SHORT TASK
Copy out all of the material exactly.

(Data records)
↓

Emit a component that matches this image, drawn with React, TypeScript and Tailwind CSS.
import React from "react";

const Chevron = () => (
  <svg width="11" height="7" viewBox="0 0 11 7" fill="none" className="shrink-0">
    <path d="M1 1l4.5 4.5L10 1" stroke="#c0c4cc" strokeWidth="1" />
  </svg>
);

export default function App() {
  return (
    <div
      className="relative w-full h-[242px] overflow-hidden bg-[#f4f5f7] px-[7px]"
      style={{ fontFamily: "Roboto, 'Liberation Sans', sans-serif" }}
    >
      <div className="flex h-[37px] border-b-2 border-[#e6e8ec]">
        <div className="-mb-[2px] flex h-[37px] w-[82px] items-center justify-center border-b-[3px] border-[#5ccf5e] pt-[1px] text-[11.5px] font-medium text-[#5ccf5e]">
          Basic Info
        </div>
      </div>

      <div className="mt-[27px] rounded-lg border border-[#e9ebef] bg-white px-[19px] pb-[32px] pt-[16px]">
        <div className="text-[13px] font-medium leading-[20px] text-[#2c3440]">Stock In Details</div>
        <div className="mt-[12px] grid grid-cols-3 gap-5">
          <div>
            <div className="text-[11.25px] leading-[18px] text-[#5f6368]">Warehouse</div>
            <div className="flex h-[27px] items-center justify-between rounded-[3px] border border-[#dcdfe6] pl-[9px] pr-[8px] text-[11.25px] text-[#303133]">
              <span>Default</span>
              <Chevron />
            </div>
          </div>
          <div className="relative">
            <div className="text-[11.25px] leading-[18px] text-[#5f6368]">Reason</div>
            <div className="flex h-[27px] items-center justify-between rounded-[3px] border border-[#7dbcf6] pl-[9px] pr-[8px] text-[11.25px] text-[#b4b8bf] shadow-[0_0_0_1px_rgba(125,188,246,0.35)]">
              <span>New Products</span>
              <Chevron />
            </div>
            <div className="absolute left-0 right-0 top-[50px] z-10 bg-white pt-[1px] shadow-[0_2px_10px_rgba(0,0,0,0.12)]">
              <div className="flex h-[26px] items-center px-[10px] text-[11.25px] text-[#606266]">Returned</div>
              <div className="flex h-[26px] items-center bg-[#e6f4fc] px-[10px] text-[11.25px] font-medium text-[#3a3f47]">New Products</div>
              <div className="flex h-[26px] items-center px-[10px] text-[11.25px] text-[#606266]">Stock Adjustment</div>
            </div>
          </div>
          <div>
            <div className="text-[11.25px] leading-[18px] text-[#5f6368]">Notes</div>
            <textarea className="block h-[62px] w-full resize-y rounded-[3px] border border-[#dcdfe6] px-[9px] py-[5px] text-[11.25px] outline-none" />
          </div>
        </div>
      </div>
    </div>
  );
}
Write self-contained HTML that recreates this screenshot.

↑

RESULT BELOW
Emit a component that matches this image, drawn with React, TypeScript and Tailwind CSS.
import React from "react";

const Chevron = () => (
  <svg width="11" height="7" viewBox="0 0 11 7" fill="none" className="shrink-0">
    <path d="M1 1l4.5 4.5L10 1" stroke="#c0c4cc" strokeWidth="1" />
  </svg>
);

export default function App() {
  return (
    <div
      className="relative w-full h-[242px] overflow-hidden bg-[#f4f5f7] px-[7px]"
      style={{ fontFamily: "Roboto, 'Liberation Sans', sans-serif" }}
    >
      <div className="flex h-[37px] border-b-2 border-[#e6e8ec]">
        <div className="-mb-[2px] flex h-[37px] w-[82px] items-center justify-center border-b-[3px] border-[#5ccf5e] pt-[1px] text-[11.5px] font-medium text-[#5ccf5e]">
          Basic Info
        </div>
      </div>

      <div className="mt-[27px] rounded-lg border border-[#e9ebef] bg-white px-[19px] pb-[32px] pt-[16px]">
        <div className="text-[13px] font-medium leading-[20px] text-[#2c3440]">Stock In Details</div>
        <div className="mt-[12px] grid grid-cols-3 gap-5">
          <div>
            <div className="text-[11.25px] leading-[18px] text-[#5f6368]">Warehouse</div>
            <div className="flex h-[27px] items-center justify-between rounded-[3px] border border-[#dcdfe6] pl-[9px] pr-[8px] text-[11.25px] text-[#303133]">
              <span>Default</span>
              <Chevron />
            </div>
          </div>
          <div className="relative">
            <div className="text-[11.25px] leading-[18px] text-[#5f6368]">Reason</div>
            <div className="flex h-[27px] items-center justify-between rounded-[3px] border border-[#7dbcf6] pl-[9px] pr-[8px] text-[11.25px] text-[#b4b8bf] shadow-[0_0_0_1px_rgba(125,188,246,0.35)]">
              <span>New Products</span>
              <Chevron />
            </div>
            <div className="absolute left-0 right-0 top-[50px] z-10 bg-white pt-[1px] shadow-[0_2px_10px_rgba(0,0,0,0.12)]">
              <div className="flex h-[26px] items-center px-[10px] text-[11.25px] text-[#606266]">Returned</div>
              <div className="flex h-[26px] items-center bg-[#e6f4fc] px-[10px] text-[11.25px] font-medium text-[#3a3f47]">New Products</div>
              <div className="flex h-[26px] items-center px-[10px] text-[11.25px] text-[#606266]">Stock Adjustment</div>
            </div>
          </div>
          <div>
            <div className="text-[11.25px] leading-[18px] text-[#5f6368]">Notes</div>
            <textarea className="block h-[62px] w-full resize-y rounded-[3px] border border-[#dcdfe6] px-[9px] py-[5px] text-[11.25px] outline-none" />
          </div>
        </div>
      </div>
    </div>
  );
}
Write self-contained HTML that recreates this screenshot.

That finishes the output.